Description of the task.
Set the lines down again exactly, first line through the line that contains "import React from", with no pictures.

Begin

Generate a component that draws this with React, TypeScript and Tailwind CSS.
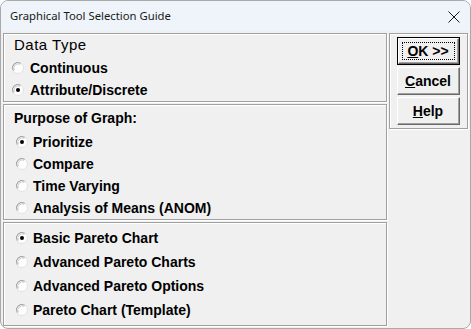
import React from "react";

const Radio = ({ checked }: { checked?: boolean }) => (
  <svg width="12" height="12" viewBox="0 0 12 12" className="shrink-0">
    <circle cx="6" cy="6" r="5.5" fill="#fdfdfd" stroke="#e2e2e2" />
    <path d="M1.3 8.6 A5.3 5.3 0 0 1 8.6 1.3" stroke="#9a9a9a" fill="none" strokeWidth="1" />
    <path d="M2.3 8 A4.3 4.3 0 0 1 8 2.3" stroke="#cfcfcf" fill="none" strokeWidth="1" />
    {checked && <circle cx="6" cy="6" r="2" fill="#000" />}
  </svg>
);

const Option = ({ label, checked, h, pl, gap }: { label: string; checked?: boolean; h: string; pl: string; gap: string }) => (
  <div className={`flex items-center ${h} ${pl} ${gap}`}>
    <Radio checked={checked} />
    <span className="text-[14px] font-bold leading-none text-black">{label}</span>
  </div>
);

const frame = "border border-[#a0a0a0] shadow-[inset_1px_1px_0_#ffffff,1px_1px_0_#ffffff]";

const Btn = ({ children, def }: { children: React.ReactNode; def?: boolean }) => (
  <div className={`h-[28px] w-[63px] ${def ? "border border-black" : ""}`}>
    <div className="h-full w-full border border-t-white border-l-white border-r-[#696969] border-b-[#696969] shadow-[inset_-1px_-1px_0_#a0a0a0] flex items-center justify-center relative">
      {def && <div className="absolute inset-[3px] border border-dotted border-black" />}
      <span className="text-[14px] font-bold leading-none text-black">{children}</span>
    </div>
  </div>
);

export default function App() {
  return (
    <div
      className="w-[471px] h-[329px] rounded-t-[8px] rounded-b-[8px] border border-[#a9a9a9] bg-[#f0f0f0] overflow-hidden flex flex-col"
      style={{ fontFamily: '"Liberation Sans", Arial, sans-serif' }}
    >
      <div className="h-[30px] bg-[#eef4f9] flex items-center justify-between pl-[9px] pr-[9px] shrink-0">
        <span className="text-[11.3px] text-[#1a1a1a]" style={{ fontFamily: '"Noto Sans", "Open Sans", sans-serif' }}>
          Graphical Tool Selection Guide
        </span>
        <svg width="12" height="12" viewBox="0 0 12 12" className="mr-[1px] mt-[1px]">
          <path d="M0.5 0.5 L11.5 11.5 M11.5 0.5 L0.5 11.5" stroke="#1a1a1a" strokeWidth="1" />
        </svg>
      </div>
      <div className="flex pl-[2px] pt-[2px] gap-[2px]">
        <div className="w-[384px] flex flex-col gap-[2px]">
          <div className={`${frame} flex flex-col`}>
            <div className="h-[20px] flex items-center pl-[10px]">
              <span className="text-[15px] leading-none tracking-[0.5px] text-black">Data Type</span>
            </div>
            <div className="h-[3px]" />
            <Option label="Continuous" h="h-[22px]" pl="pl-[8px]" gap="gap-[6px]" />
            <Option label="Attribute/Discrete" checked h="h-[22px]" pl="pl-[8px]" gap="gap-[6px]" />
          </div>
          <div className={`${frame} flex flex-col`}>
            <div className="h-[26px] flex items-center pl-[10px]">
              <span className="text-[14px] font-bold leading-none text-black">Purpose of Graph:</span>
            </div>
            <Option label="Prioritize" checked h="h-[22px]" pl="pl-[12px]" gap="gap-[5px]" />
            <Option label="Compare" h="h-[22px]" pl="pl-[12px]" gap="gap-[5px]" />
            <Option label="Time Varying" h="h-[22px]" pl="pl-[12px]" gap="gap-[5px]" />
            <Option label="Analysis of Means (ANOM)" h="h-[22px]" pl="pl-[12px]" gap="gap-[5px]" />
          </div>
          <div className={`${frame} flex flex-col py-[3px]`}>
            <Option label="Basic Pareto Chart" checked h="h-[24px]" pl="pl-[12px]" gap="gap-[5px]" />
            <Option label="Advanced Pareto Charts" h="h-[24px]" pl="pl-[12px]" gap="gap-[5px]" />
            <Option label="Advanced Pareto Options" h="h-[24px]" pl="pl-[12px]" gap="gap-[5px]" />
            <Option label="Pareto Chart (Template)" h="h-[24px]" pl="pl-[12px]" gap="gap-[5px]" />
          </div>
        </div>
        <div className={`${frame} w-[79px] self-start flex flex-col items-center gap-[2px] py-[3px] pr-[1px]`}>
          <Btn def>
            <span className="underline">O</span>K &gt;&gt;
          </Btn>
          <Btn>
            <span className="underline">C</span>ancel
          </Btn>
          <Btn>
            <span className="underline">H</span>elp
          </Btn>
        </div>
      </div>
    </div>
  );
}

End

Solution to the exercise.
Generate a component that draws this with React, TypeScript and Tailwind CSS.
import React from "react";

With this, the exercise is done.